▶ **EXERCISE AIM**
Below are records; please write out exactly the lines from the first line through the line containing "string; value: string;", with no pictures.

──────── RECORDS SUPPLIED ────────

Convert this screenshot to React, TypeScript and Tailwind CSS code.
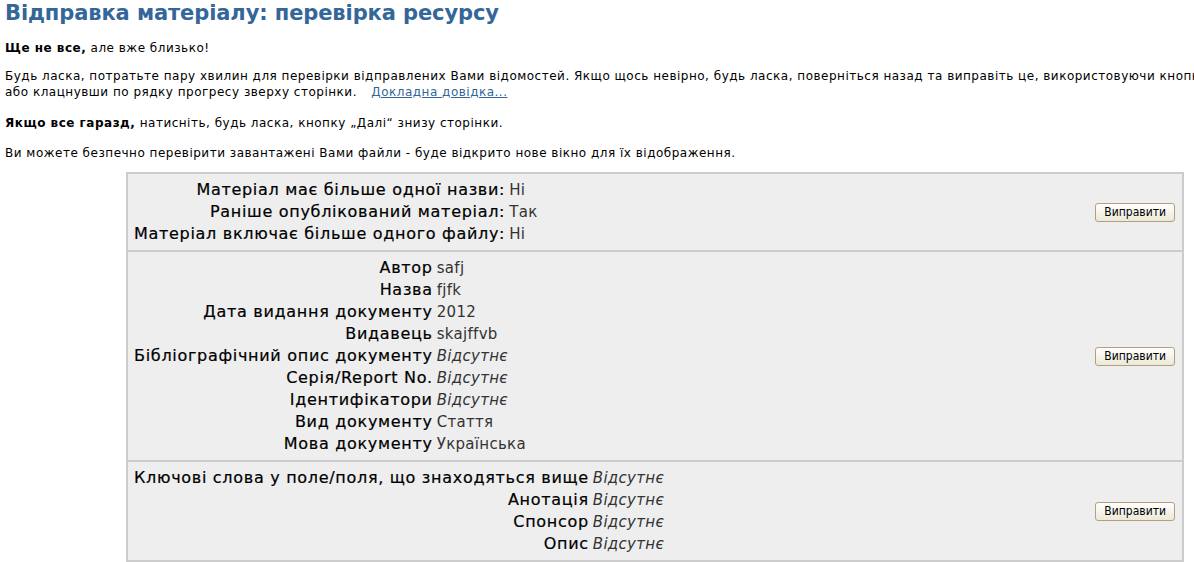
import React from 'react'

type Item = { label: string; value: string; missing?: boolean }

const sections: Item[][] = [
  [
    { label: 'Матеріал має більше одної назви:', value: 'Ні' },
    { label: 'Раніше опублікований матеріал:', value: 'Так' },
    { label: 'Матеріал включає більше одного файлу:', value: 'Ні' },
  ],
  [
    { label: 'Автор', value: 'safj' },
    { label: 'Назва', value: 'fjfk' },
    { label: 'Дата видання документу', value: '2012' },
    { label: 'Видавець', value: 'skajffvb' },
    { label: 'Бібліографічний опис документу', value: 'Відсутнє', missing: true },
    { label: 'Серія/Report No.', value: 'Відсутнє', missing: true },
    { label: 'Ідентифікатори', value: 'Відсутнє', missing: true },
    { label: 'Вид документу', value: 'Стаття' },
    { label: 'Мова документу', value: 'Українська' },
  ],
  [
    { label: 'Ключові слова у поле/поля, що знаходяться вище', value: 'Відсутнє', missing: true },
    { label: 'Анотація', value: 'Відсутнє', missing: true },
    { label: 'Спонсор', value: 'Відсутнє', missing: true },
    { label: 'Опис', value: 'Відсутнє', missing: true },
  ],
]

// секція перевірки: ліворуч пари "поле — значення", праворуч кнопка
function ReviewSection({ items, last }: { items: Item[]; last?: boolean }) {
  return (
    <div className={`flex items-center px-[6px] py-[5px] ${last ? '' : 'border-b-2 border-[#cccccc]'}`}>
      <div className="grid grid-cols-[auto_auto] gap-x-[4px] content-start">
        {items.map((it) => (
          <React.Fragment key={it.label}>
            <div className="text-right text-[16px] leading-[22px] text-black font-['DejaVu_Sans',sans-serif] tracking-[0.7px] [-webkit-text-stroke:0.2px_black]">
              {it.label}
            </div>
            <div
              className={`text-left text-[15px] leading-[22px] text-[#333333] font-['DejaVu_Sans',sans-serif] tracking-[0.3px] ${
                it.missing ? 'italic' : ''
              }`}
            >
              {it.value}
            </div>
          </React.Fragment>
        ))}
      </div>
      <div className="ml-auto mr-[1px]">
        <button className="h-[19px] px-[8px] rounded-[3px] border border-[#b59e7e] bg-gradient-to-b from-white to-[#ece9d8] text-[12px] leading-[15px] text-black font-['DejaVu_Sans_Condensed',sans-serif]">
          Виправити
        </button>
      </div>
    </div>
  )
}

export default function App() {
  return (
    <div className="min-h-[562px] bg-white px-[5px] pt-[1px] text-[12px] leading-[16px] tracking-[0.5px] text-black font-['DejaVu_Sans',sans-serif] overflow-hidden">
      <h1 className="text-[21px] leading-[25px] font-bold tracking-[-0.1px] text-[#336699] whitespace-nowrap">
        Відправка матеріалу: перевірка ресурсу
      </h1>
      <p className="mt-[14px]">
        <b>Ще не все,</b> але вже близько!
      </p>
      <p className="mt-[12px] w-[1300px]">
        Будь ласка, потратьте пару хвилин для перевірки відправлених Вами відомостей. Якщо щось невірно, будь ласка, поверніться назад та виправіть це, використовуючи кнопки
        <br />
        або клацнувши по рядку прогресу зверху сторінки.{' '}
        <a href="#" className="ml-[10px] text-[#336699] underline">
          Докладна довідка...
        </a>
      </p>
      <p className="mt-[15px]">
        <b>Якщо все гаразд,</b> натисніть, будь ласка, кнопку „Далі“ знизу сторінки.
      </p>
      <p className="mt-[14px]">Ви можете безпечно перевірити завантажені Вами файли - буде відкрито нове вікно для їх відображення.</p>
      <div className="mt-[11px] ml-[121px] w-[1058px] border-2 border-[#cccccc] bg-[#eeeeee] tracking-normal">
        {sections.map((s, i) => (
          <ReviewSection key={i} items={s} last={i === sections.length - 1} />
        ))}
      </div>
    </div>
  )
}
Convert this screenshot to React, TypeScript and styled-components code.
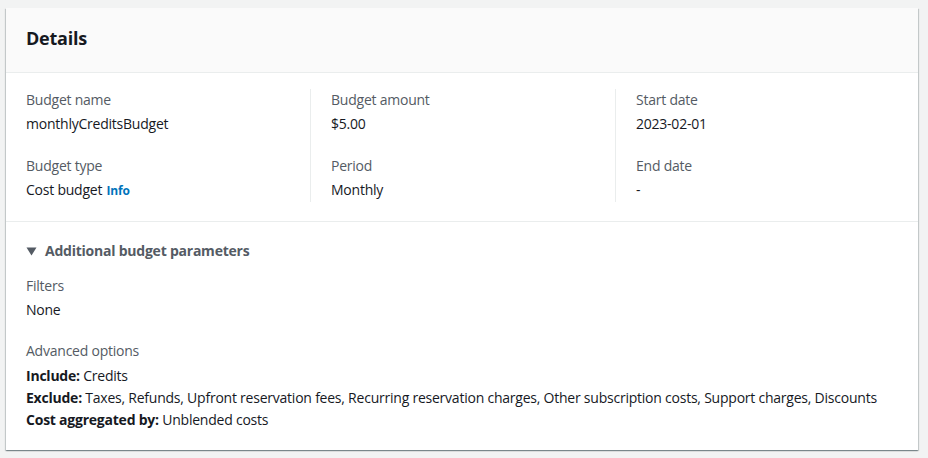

────────

▶ **SOLVED EXERCISE**
Convert this screenshot to React, TypeScript and Tailwind CSS code.
import React from 'react'

type Item = { label: string; value: string; missing?: boolean }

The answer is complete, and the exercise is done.